Updated: March 2022 

Review Date: March 2023 

Staff member responsible for review:  Niall Morrissey

Footnotes

1. The Advice and Counselling Service consists of specialist staff (counsellors, welfare advisers, mental health advisers, wellbeing advisers and psychiatrists); administrative staff (frontline and other administrative staff) and external consultants. For the purposes of our Confidentiality Policy, the Service also includes Queen Mary’s Disability Advisers based in the Queen Mary Disability and Dyslexia Service. Administrative staff have access to information about you to allow them to perform their administrative duties. Specialist staff, who you will see for appointments, will share information about you between them to ensure that your needs are fully understood and met. Specialist staff engage in professional supervision to discuss their client work. This may be with external consultants. This is done anonymously whenever possible. From time-to-time specialist staff will attend courses or meetings where they may present case material, which is anonymous, as part of their professional development. 

2. This includes friends, family, academic and other Queen Mary staff outside our Service. 

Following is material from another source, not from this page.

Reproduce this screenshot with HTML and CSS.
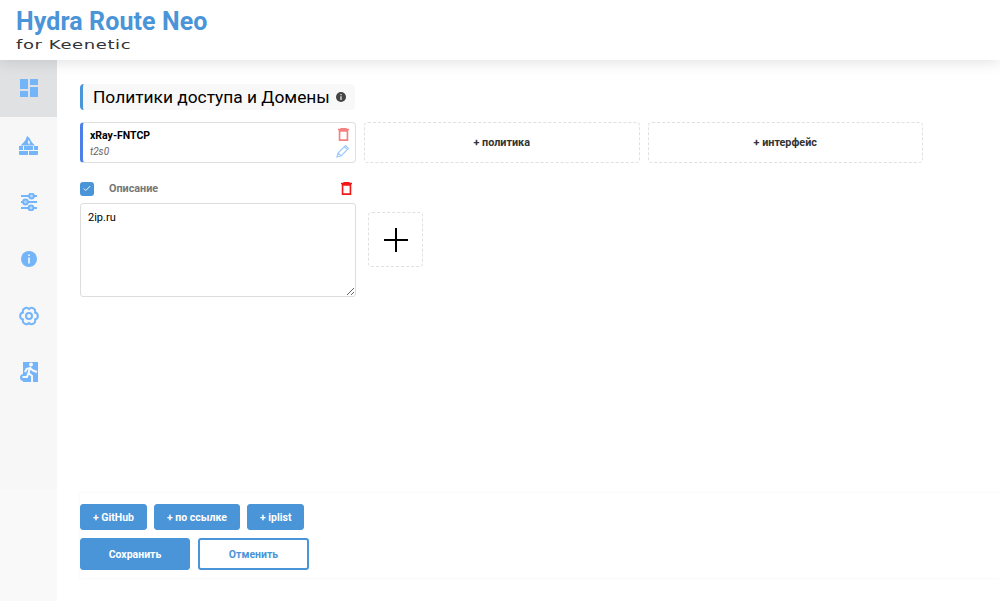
FILE: index.html
```html
<!DOCTYPE html>
<html lang="en">
<head>
    <meta charset="UTF-8">
    <meta name="viewport" content="width=device-width, initial-scale=1.0">
    <title>Hydra Route Neo</title>
    <link rel="stylesheet" href="styles.css">
</head>
<body>

    <header class="header">
        <div class="logo-title">Hydra Route Neo</div>
        <div class="logo-sub">for Keenetic</div>
    </header>

    <div class="layout">

        <!-- Sidebar -->
        <nav class="sidebar">
            <a class="nav-item active">
                <svg viewBox="0 0 18 18" width="18" height="18"><path d="M0 0h8v10H0zM10 0h8v6h-8zM0 12h8v6H0zM10 8h8v10h-8z"/></svg>
            </a>
            <a class="nav-item">
                <svg viewBox="0 0 19 19" width="19" height="19"><path d="M1.500 9.500 4.500 6.500 6.500 4 8 0c2 1 3.500 3 4 5l1.500 2 2.500 2.500zM0 10h4v4H0zM5 10h9v4H5zM15 10h4v4h-4zM0 15h9v4H1a1 1 0 0 1-1-1zM10 15h9v3a1 1 0 0 1-1 1h-8z"/><path class="cut" d="M9.500 3.500l1.500 3-1 2.500-1-2.500z"/></svg>
            </a>
            <a class="nav-item">
                <svg class="stroke" viewBox="0 0 18 18" width="18" height="18"><path d="M1 3h16M1 9h16M1 15h16"/><circle class="knob" cx="11.500" cy="3" r="2.400"/><circle class="knob" cx="5.500" cy="9" r="2.400"/><circle class="knob" cx="11" cy="15" r="2.400"/></svg>
            </a>
            <a class="nav-item">
                <svg viewBox="0 0 16 16" width="16" height="16"><circle cx="8" cy="8" r="8"/><path class="cut" d="M7.200 3.500h1.600v1.600H7.200zM7.200 6.500h1.600v6H7.200z"/></svg>
            </a>
            <a class="nav-item">
                <svg class="stroke" viewBox="0 0 20 20" width="20" height="20"><path d="M16.060 6.500A3.600 3.600 0 0 1 16.060 13.500 3.600 3.600 0 0 1 10 17 3.600 3.600 0 0 1 3.940 13.500 3.600 3.600 0 0 1 3.940 6.500 3.600 3.600 0 0 1 10 3 3.600 3.600 0 0 1 16.060 6.500z"/><circle cx="10" cy="10" r="3"/></svg>
            </a>
            <a class="nav-item">
                <svg viewBox="0 0 18 20" width="18" height="20"><path d="M3 0h15v20H3z"/><circle cx="3.500" cy="15.500" r="3.500"/><circle class="cut" cx="11" cy="2.500" r="2"/><path class="figure" d="M5 10l1.500-3 3.500-1-1.500 5 3.500 3v6M8.500 11 7 15H2.500M10 6l3 2.500 4 1.500"/></svg>
            </a>
        </nav>

        <main class="main">

            <div class="title-bar">
                <h1>Политики доступа и Домены</h1>
                <svg class="title-info" viewBox="0 0 10 10" width="10" height="10"><circle cx="5" cy="5" r="5"/><path class="cut" d="M4.400 2h1.200v1.200H4.400zM4.400 4.200h1.200V8H4.400z"/></svg>
            </div>

            <div class="policy-row">
                <div class="policy-card">
                    <div class="policy-text">
                        <div class="policy-name">xRay-FNTCP</div>
                        <div class="policy-iface">t2s0</div>
                    </div>
                    <div class="policy-actions">
                        <svg class="trash faded" viewBox="0 0 12 14" width="11" height="13"><path d="M0 1.500h12M3.500 1.500V.6h5v.9M1.700 3h8.600v10.200H1.700z"/></svg>
                        <svg class="pencil" viewBox="0 0 14 14" width="14" height="14"><path d="M1 13l1-4 7.500-7.500 3 3L5 12zM2 9l3 3M8.300 2.700l3 3"/></svg>
                    </div>
                </div>
                <div class="dashed-btn">+ политика</div>
                <div class="dashed-btn">+ интерфейс</div>
            </div>

            <div class="rule-row">
                <div class="rule">
                    <div class="rule-head">
                        <span class="check">
                            <svg viewBox="0 0 10 8" width="8" height="7"><path d="M1 4l2.500 2.500L9 1"/></svg>
                        </span>
                        <span class="rule-label">Описание</span>
                        <svg class="trash" viewBox="0 0 12 14" width="11" height="13"><path d="M0 1.500h12M3.500 1.500V.6h5v.9M1.700 3h8.600v10.200H1.700z"/></svg>
                    </div>
                    <textarea class="rule-input">2ip.ru</textarea>
                </div>
                <div class="add-box">
                    <svg viewBox="0 0 24 24" width="24" height="24"><path d="M12 0v24M0 12h24"/></svg>
                </div>
            </div>

            <div class="actions">
                <div class="btn-line small">
                    <button class="btn">+ GitHub</button>
                    <button class="btn">+ по ссылке</button>
                    <button class="btn">+ iplist</button>
                </div>
                <div class="btn-line">
                    <button class="btn wide">Сохранить</button>
                    <button class="btn wide outline">Отменить</button>
                </div>
            </div>

        </main>
    </div>

</body>
</html>
```

FILE: styles.css
```css
* {
    box-sizing: border-box;
}
html, body {
    height: 100%;
}
body {
    font-family: 'Roboto', sans-serif;
    margin: 0;
    background: white;
    color: black;
    display: flex;
    flex-direction: column;
    overflow: hidden;
}
.header {
    height: 60px;
    padding: 7px 16px 0;
    background: white;
    box-shadow: 0 2px 14px rgba(0, 0, 0, 0.12);
    position: relative;
    z-index: 1;
}
.logo-title {
    font-size: 25px;
    line-height: 30px;
    font-weight: 700;
    letter-spacing: 0.1px;
    color: #4a94d8;
}
.logo-sub {
    width: 76px;
    font-family: 'DejaVu Sans', sans-serif;
    font-size: 12px;
    line-height: 14px;
    margin-top: 1px;
    color: #333;
    letter-spacing: 0.4px;
    white-space: nowrap;
    transform: scaleX(1.5);
    transform-origin: left;
}
.layout {
    flex: 1;
    display: flex;
    min-height: 0;
}
.sidebar {
    width: 57px;
    margin-bottom: 12px;
    background: linear-gradient(#f7f7f7 429px, #f9f9f9 429px);
    flex-shrink: 0;
}
.nav-item {
    height: 56.800px;
    display: flex;
    align-items: center;
    justify-content: center;
}
.nav-item.active {
    background: #dfe1e3;
}
.nav-item svg {
    fill: #74b5fa;
}
.nav-item svg.stroke {
    fill: none;
    stroke: #74b5fa;
    stroke-width: 2;
}
.nav-item svg.stroke .knob {
    fill: #b9d9fb;
}
.nav-item svg .cut {
    fill: #f8f8f8;
}
.nav-item svg .figure {
    fill: none;
    stroke: #f8f8f8;
    stroke-width: 2;
}
.main {
    flex: 1;
    min-width: 0;
    padding: 24px 0 0 23px;
    display: flex;
    flex-direction: column;
}
.title-bar {
    width: 275px;
    height: 26px;
    display: flex;
    align-items: center;
    gap: 6px;
    padding-left: 10px;
    background: #f8f8f8;
    border-left: 3px solid #4a94d8;
    border-radius: 4px;
}
.title-bar h1 {
    font-size: 17.350px;
    font-weight: 400;
    margin: 0;
    white-space: nowrap;
}
.title-info {
    fill: #444;
}
.title-info .cut {
    fill: #f8f8f8;
}
.policy-row {
    margin-top: 12px;
    display: flex;
    gap: 8px;
}
.policy-card {
    width: 276px;
    height: 41px;
    padding: 0 5px 0 7px;
    flex-shrink: 0;
    display: flex;
    justify-content: space-between;
    border: 1px solid #e0e0e0;
    border-left: 3px solid #4d7fe6;
    border-radius: 4px;
}
.policy-name {
    margin-top: 6px;
    font-size: 10.500px;
    line-height: 14px;
    font-weight: 700;
}
.policy-iface {
    margin-top: 2px;
    font-size: 10px;
    line-height: 13px;
    font-style: italic;
    color: #666;
}
.policy-actions {
    display: flex;
    flex-direction: column;
    align-items: center;
    gap: 3px;
    padding-top: 5px;
}
.trash {
    fill: none;
    stroke: #f01818;
    stroke-width: 1.800;
    flex-shrink: 0;
}
.trash.faded {
    opacity: 0.55;
}
.pencil {
    fill: none;
    stroke: #9ccbfb;
    stroke-width: 1.200;
}
.dashed-btn {
    width: 275.500px;
    height: 41px;
    display: flex;
    align-items: center;
    justify-content: center;
    font-size: 10.800px;
    font-weight: 700;
    color: #333;
    border: 1px dashed #e0e0e0;
    border-radius: 4px;
}
.rule-row {
    margin-top: 18px;
    display: flex;
    align-items: flex-start;
    gap: 12px;
}
.rule {
    width: 276px;
}
.rule-head {
    height: 15px;
    display: flex;
    align-items: center;
}
.check {
    width: 14px;
    height: 14px;
    display: flex;
    align-items: center;
    justify-content: center;
    background: #4a94d8;
    border-radius: 3px;
}
.check svg {
    fill: none;
    stroke: white;
    stroke-width: 1.200;
}
.rule-label {
    margin-left: 15px;
    flex: 1;
    font-size: 10.800px;
    font-weight: 700;
    color: #777;
}
.rule-head .trash {
    margin-right: 4px;
}
.rule-input {
    display: block;
    width: 276px;
    height: 94px;
    margin: 7px 0 0;
    padding: 7px 7px;
    font-family: 'Roboto', sans-serif;
    font-size: 11px;
    color: black;
    border: 1px solid #ddd;
    border-radius: 3px;
    outline: none;
}
.add-box {
    width: 55px;
    height: 55px;
    margin-top: 31px;
    display: flex;
    align-items: center;
    justify-content: center;
    border: 1px dashed #e0e0e0;
    border-radius: 4px;
}
.add-box svg {
    stroke: black;
    stroke-width: 2;
}
.actions {
    margin-top: auto;
    margin-bottom: 35px;
    padding: 11px 0 8px;
    display: flex;
    flex-direction: column;
    gap: 8px;
    box-shadow: 0 0 3px rgba(0, 0, 0, 0.06);
}
.btn-line {
    display: flex;
    gap: 8px;
}
.btn-line.small {
    gap: 7px;
}
.btn {
    height: 26px;
    padding: 0 12px;
    font-family: 'Roboto', sans-serif;
    font-size: 10.500px;
    font-weight: 700;
    color: white;
    background: #4a94d8;
    border: 1px solid #4a94d8;
    border-radius: 3px;
}
.btn.wide {
    width: 110px;
    height: 32px;
}
.btn.outline {
    width: 111px;
    color: #4a94d8;
    background: white;
    border-width: 2px;
}
```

3. We are not obliged to break confidentiality if we learn that a crime has been committed or is planned – and will not normally do so unless you or someone else is in serious danger – see below. However we can be compelled to give evidence in court or produce case notes in certain situations, although this is rare and we will decline involvement where possible. 

4. The most usual cause for disclosure is when a student is at risk of suicide or appears to have lost the ability to act rationally in taking care of themselves or others. Less common reasons might be if we learn about the possibility of planned individual violence; intended acts of terrorism; safeguarding issues or any other clear possibility of serious harm to anyone.